_Records for the exercise_.

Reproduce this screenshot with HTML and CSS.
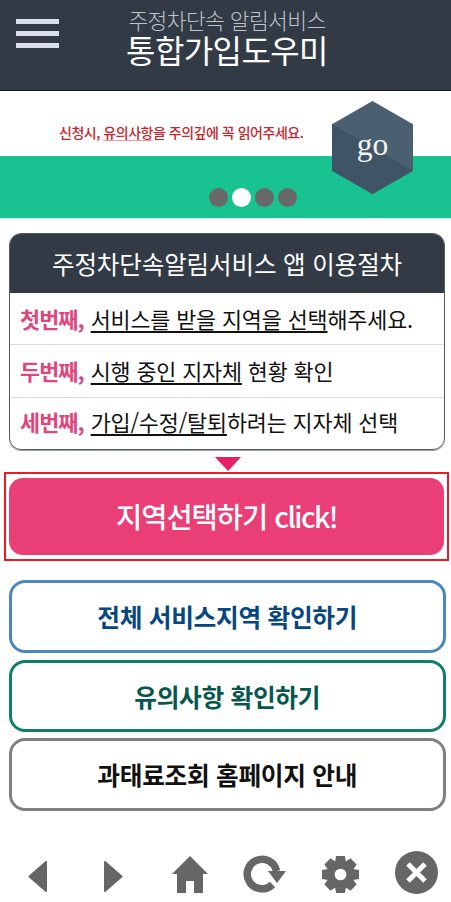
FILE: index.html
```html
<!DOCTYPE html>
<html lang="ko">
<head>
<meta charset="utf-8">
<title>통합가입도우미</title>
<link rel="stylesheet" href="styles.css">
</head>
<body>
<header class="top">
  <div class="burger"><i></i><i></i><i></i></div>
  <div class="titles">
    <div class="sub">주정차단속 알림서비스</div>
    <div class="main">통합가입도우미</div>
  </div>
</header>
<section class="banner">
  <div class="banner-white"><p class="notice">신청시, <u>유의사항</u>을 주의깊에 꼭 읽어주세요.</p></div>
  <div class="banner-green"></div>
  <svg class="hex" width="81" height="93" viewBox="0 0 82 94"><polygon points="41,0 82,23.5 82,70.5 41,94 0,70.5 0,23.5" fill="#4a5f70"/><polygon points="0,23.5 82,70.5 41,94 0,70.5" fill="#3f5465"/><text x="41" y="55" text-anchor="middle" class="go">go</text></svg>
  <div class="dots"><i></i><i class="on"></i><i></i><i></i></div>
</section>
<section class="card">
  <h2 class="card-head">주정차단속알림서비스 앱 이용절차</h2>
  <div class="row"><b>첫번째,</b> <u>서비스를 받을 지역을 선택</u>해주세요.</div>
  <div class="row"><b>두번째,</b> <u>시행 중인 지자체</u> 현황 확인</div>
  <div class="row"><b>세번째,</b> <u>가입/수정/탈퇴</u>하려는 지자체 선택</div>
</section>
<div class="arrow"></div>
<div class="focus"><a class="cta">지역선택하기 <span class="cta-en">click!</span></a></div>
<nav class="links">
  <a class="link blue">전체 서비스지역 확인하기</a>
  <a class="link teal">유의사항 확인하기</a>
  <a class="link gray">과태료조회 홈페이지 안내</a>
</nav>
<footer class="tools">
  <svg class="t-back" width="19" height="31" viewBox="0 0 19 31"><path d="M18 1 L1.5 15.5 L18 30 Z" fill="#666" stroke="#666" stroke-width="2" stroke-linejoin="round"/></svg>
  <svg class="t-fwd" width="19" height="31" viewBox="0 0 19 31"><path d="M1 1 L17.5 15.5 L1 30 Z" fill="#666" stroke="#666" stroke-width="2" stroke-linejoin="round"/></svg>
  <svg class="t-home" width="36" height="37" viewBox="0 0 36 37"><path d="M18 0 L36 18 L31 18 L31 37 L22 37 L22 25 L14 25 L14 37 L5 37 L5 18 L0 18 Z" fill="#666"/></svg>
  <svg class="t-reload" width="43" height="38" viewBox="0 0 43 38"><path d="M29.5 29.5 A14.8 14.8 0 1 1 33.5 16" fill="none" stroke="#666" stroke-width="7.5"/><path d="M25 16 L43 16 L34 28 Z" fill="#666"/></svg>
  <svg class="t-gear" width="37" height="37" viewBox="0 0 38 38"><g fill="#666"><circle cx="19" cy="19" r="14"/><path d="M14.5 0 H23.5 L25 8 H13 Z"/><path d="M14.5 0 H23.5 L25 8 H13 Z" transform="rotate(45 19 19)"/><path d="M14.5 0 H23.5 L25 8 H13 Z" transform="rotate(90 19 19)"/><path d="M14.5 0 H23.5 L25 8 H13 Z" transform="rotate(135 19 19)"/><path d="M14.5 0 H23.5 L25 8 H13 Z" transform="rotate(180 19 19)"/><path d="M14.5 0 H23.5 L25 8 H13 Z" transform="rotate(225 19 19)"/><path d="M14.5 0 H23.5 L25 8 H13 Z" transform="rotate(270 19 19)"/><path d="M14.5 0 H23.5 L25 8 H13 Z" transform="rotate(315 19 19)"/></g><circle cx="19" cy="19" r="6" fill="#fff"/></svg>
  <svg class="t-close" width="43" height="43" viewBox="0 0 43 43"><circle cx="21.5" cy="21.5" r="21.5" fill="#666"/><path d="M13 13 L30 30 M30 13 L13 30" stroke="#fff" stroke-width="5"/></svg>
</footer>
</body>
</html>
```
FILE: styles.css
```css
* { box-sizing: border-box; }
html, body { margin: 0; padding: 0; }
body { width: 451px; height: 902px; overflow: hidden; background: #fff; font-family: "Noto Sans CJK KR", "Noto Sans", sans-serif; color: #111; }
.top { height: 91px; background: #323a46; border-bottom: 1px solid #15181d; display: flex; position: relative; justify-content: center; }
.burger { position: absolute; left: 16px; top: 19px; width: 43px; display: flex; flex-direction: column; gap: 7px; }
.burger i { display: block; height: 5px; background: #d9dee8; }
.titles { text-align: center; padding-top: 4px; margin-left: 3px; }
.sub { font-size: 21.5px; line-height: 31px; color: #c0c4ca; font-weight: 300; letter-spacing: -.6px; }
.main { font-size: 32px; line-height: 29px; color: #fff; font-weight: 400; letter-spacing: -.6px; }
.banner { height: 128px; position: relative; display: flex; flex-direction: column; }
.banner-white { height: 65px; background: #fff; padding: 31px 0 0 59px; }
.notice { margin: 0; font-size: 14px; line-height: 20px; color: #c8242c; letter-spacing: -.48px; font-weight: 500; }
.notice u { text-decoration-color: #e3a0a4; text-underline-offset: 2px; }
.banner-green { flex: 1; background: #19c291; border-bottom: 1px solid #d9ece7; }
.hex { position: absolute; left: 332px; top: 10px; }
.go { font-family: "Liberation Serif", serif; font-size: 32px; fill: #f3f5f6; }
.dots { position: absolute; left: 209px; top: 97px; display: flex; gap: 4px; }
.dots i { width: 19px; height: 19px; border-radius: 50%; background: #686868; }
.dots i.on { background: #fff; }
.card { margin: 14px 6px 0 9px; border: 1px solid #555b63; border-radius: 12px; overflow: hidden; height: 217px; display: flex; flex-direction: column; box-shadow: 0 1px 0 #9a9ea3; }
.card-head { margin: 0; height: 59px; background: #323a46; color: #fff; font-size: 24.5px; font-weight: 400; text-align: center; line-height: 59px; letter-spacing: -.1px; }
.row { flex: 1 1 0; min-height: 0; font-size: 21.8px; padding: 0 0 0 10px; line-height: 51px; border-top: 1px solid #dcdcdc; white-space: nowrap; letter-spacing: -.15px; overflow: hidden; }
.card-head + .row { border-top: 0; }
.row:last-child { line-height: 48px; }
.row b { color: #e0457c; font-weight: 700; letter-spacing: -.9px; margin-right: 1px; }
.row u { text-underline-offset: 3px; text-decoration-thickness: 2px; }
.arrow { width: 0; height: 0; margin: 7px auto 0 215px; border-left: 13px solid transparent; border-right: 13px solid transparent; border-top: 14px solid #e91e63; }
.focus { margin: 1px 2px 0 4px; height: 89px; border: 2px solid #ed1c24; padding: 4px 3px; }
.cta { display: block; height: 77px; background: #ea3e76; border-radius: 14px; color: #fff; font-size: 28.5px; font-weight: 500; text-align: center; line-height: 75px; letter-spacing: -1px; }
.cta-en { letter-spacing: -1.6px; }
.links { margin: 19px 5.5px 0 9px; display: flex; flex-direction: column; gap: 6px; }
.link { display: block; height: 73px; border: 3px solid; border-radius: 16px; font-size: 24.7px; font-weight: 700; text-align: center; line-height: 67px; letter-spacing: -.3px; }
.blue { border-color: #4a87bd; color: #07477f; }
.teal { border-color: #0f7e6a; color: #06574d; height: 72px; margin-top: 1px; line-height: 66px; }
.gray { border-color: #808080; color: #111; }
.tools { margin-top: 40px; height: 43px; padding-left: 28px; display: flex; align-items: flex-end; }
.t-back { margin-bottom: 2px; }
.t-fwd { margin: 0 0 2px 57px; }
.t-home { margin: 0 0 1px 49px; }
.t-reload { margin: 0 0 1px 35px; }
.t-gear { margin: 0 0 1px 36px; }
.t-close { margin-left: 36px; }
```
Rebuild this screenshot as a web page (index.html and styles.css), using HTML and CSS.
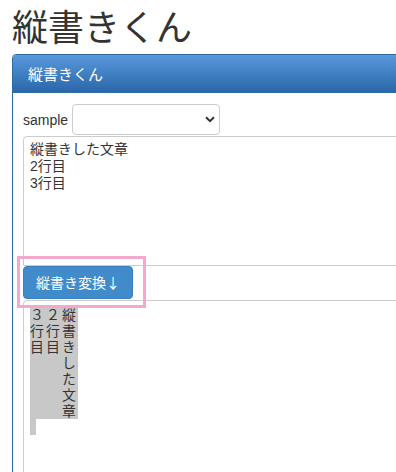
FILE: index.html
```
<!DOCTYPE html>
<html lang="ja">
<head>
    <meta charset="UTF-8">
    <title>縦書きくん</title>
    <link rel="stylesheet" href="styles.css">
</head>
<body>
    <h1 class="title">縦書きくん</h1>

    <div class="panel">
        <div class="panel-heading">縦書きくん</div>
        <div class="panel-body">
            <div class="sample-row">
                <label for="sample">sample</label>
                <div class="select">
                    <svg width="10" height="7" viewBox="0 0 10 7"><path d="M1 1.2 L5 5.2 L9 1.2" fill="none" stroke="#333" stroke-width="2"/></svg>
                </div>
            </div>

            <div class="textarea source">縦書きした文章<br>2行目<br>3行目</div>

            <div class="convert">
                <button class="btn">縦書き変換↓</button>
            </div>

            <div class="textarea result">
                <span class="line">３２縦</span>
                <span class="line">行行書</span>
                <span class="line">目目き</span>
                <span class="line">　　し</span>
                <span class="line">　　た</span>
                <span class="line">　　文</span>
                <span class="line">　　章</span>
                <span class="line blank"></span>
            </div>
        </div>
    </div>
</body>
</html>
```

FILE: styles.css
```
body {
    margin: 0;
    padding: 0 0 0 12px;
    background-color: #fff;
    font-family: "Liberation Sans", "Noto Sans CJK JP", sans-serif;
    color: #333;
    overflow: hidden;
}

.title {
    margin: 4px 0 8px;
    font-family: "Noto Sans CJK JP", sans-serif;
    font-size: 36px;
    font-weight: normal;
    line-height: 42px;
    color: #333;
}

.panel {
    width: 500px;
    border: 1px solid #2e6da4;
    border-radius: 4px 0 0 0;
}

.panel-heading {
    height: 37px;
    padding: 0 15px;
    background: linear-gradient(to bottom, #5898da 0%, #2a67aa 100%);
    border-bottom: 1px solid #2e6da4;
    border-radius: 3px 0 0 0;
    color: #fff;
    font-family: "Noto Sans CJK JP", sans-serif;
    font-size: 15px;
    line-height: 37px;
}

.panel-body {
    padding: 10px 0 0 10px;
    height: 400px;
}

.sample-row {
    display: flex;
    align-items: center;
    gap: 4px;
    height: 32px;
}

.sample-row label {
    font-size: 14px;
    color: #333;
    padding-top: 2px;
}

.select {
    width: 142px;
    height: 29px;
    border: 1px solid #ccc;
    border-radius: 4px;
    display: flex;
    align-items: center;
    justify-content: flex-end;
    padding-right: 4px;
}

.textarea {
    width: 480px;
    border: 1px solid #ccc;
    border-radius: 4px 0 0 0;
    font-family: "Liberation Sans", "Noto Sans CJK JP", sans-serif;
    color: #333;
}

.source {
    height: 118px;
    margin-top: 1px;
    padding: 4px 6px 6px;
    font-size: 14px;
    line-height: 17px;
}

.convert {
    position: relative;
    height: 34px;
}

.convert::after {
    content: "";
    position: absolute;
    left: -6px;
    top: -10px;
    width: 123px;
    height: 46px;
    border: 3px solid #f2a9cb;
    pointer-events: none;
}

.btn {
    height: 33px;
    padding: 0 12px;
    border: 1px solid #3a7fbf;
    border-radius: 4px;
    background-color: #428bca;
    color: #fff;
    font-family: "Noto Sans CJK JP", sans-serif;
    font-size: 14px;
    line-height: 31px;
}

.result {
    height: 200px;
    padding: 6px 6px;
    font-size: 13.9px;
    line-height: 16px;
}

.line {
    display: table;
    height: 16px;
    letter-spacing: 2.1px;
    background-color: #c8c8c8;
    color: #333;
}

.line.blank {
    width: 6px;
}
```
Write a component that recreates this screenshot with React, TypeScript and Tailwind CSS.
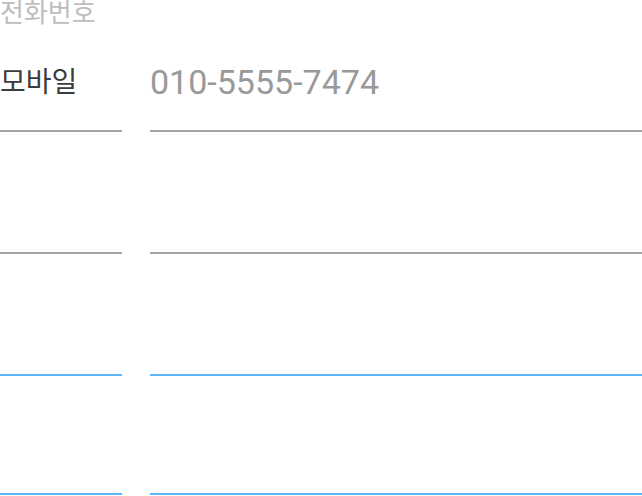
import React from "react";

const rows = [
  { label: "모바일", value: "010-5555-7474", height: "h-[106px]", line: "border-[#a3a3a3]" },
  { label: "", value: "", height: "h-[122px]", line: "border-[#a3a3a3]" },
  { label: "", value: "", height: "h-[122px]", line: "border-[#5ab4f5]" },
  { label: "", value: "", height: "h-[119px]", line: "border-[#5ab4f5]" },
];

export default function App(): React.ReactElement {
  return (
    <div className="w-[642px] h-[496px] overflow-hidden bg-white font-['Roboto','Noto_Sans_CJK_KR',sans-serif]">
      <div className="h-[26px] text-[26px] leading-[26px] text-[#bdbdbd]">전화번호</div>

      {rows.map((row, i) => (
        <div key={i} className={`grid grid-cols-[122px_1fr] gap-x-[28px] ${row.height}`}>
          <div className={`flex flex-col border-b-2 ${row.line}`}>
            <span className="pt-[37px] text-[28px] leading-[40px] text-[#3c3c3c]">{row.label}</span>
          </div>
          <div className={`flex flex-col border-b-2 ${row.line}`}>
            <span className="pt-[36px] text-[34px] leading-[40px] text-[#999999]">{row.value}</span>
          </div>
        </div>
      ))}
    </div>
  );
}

_Written exercise_.
Take every line from the data above that holds "screenshot" and copy it out.

_Solution to this exercise_.
Reproduce this screenshot with HTML and CSS.
Rebuild this screenshot as a web page (index.html and styles.css), using HTML and CSS.
Write a component that recreates this screenshot with React, TypeScript and Tailwind CSS.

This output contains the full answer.